The semester started with the study of “Prometheus Bound,” said to have been written by the playwright Aeschylus sometime in the fifth century BC, based on the myth of the half-god – half-human Prometheus. In the legend, Prometheus looks down from heaven, sees the suffering of mankind and gives it the gift of fire. This act infuriates Zeus. The most powerful of the gods punishes Prometheus in a cruel and painful way: chained eternally to a rock in space where an eagle returns each day to eat his replenished liver. The myth of Prometheus is far more complex than this brief highlight; I was relieved to learn that he is eventually freed.
Being half-god, Prometheus knows what was in store for him.

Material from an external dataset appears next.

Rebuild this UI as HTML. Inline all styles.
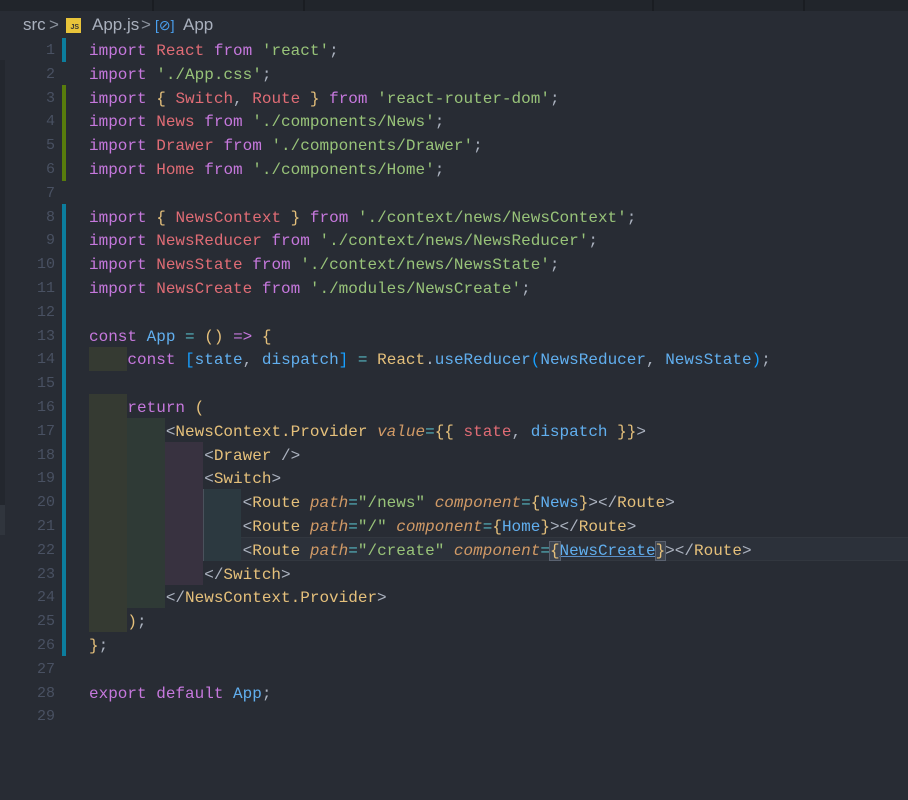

Yet he makes the most profound personal sacrifice out of his sense of compassion for the suffering of the race of men. The legend dramatically illustrates – proclaims – the caring nature of the hero whose sensibility is not confined to myths, or to a few uniquely gifted individuals on the planet. Without exception, everyone has this inherent heroic potential. It is our true nature.

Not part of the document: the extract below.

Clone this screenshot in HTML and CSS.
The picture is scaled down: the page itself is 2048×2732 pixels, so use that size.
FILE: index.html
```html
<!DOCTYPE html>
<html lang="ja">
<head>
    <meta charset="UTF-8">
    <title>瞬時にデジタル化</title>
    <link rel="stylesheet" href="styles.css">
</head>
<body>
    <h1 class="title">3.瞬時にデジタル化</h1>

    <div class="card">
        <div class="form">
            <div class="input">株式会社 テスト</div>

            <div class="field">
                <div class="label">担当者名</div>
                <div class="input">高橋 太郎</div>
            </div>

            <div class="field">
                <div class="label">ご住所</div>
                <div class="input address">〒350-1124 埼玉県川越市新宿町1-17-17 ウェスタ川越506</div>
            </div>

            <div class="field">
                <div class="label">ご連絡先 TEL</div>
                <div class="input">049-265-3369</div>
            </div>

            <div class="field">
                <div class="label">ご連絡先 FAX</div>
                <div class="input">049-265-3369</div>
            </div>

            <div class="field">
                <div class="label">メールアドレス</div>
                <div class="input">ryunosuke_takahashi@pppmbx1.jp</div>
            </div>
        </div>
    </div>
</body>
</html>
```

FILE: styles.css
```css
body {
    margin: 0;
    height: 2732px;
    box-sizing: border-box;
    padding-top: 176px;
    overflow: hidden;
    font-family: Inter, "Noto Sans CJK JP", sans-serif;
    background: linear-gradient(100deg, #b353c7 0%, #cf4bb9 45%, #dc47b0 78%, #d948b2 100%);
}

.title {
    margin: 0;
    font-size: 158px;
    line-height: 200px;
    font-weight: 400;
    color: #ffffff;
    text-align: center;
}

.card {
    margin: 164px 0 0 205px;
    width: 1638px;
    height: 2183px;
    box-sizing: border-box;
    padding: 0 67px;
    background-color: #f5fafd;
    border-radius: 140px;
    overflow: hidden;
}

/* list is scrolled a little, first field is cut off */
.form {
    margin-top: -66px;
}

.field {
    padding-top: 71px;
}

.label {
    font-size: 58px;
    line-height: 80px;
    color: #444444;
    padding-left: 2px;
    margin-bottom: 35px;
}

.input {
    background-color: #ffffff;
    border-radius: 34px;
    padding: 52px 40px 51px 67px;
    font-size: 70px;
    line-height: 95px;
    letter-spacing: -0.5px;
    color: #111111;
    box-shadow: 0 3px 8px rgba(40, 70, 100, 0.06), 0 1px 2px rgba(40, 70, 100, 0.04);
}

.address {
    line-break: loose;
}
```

Extraordinary heroic actions of ordinary people are the greatest of gifts: risking one’s life to save the lives of strangers. Firefighters ignore their own safety to enter burning buildings. In 1955, Rosa Parks refused to move to the back of the bus. On January 6th in Washington, D.C., a lone Capital police officer diverted members of the mob from entering the Senate chamber, possibly saving lives. For the past year, ICU nurses have been working incredibly long hours at great risk to their own health and well-being. Their passion for the work and sense of caring is compelling. In a March letter-to-the editor, a nurse in Virginia summed up the heroic quality:
If you don’t know a nurse, you don’t know somebody who has compassion
the size of the universe – so we’re going to be there and we’re going to make
sure that patient doesn’t die alone.
Yet there is as well a less dramatic type of hero among us – unnoticed, quietly living modest lives. In some religions, they are known as saints. In Buddhism, they are the Bodhisattvas who work to relieve spiritual confusion and suffering by teaching the Dharma, engaging others with kindness, and giving of themselves in the moment. In Mahayana mythology, Bodhisattvas forsake their own entry to Nirvana so they can remain in the troubled world and guide all beings to enlightenment.
Compassion can be expressed wherever help is needed, not only in life-threatening circumstances or heroic deeds. Its only prerequisite is selflessness – the motivation to live without too much concern for personal wellbeing. It is beyond measure, manifesting from understanding life’s true value-added: taking care of each other and the world we live in.
The indifferent, cruel and all-powerful Zeus is the personification of the unpredictable, often harsh life on earth. The humanity of Prometheus, his inherently caring nature, leads to the relief of suffering. It is the foundation of our spiritual practice.